Benjamin Berbez, sociologue, anthropologue, philosophe

« Taire son cancer c’est un droit et une liberté »

« En l’espace de quelques décennies seulement, la perception du cancer a beaucoup évolué. Dans les années 1960, il ne fallait surtout pas en parler. C’était une maladie taboue, une expérience purement individuelle synonyme d’isolement. Dans les années 1990, on a observé le phénomène inverse : il fallait s’exprimer, vivre sa maladie de manière collective. Je crois qu’en 2018 on en a fini avec les injonctions : les malades peuvent décider de parler ou pas de leur cancer. Les progrès de la médecine donnent d’ailleurs le choix aux patients puisqu’un malade du cancer, désormais, ne se repère plus forcément au premier coup d’œil… On ne doit pas forcément la vérité à tout le monde sur notre état de santé – la récente adoption du droit à l’oubli pour les malades du cancer le montre bien.
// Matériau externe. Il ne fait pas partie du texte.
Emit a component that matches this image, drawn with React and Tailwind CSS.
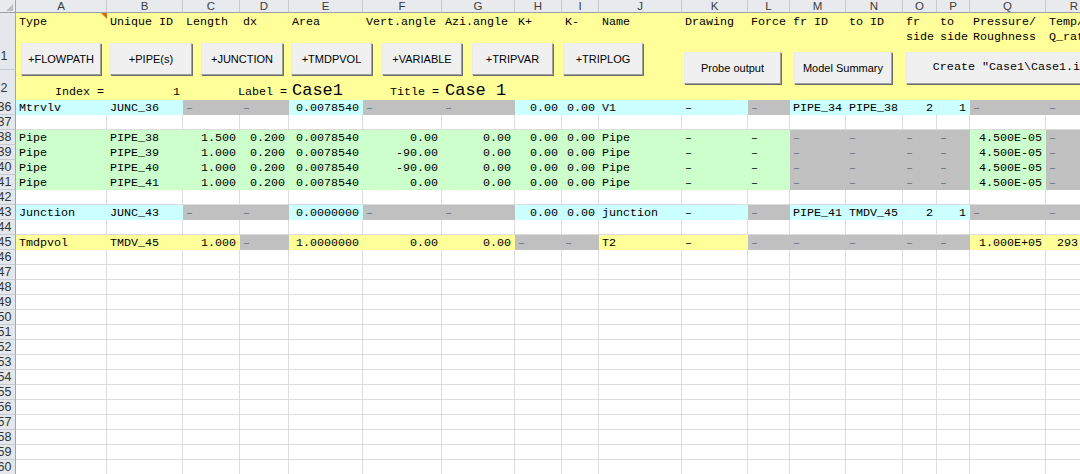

On peut tout à fait cacher son cancer pour des motifs positifs : conserver une identité sociale, respecter des valeurs, ne pas entraver la progression d’une carrière… Taire son cancer, c’est un droit et une liberté. Qui peut néanmoins avoir des conséquences difficiles à assumer. Choisir de le cacher à la famille, notamment, c’est décider à sa place ce qu’elle est capable d’entendre ou pas : cette logique du « je sais mieux que toi ce qui est bon pour toi » peut constituer une privation de sa liberté, et un motif de reproche. Chaque patient doit bien peser le pour et le contre, car la liberté du choix donne aussi… des responsabilités. »

* Et coauteur de La Dynamique sociale des subjectivités en cancérologie (éd. Érès, 2016).

Apolline Henry

* Certains prénoms ont été modifiés.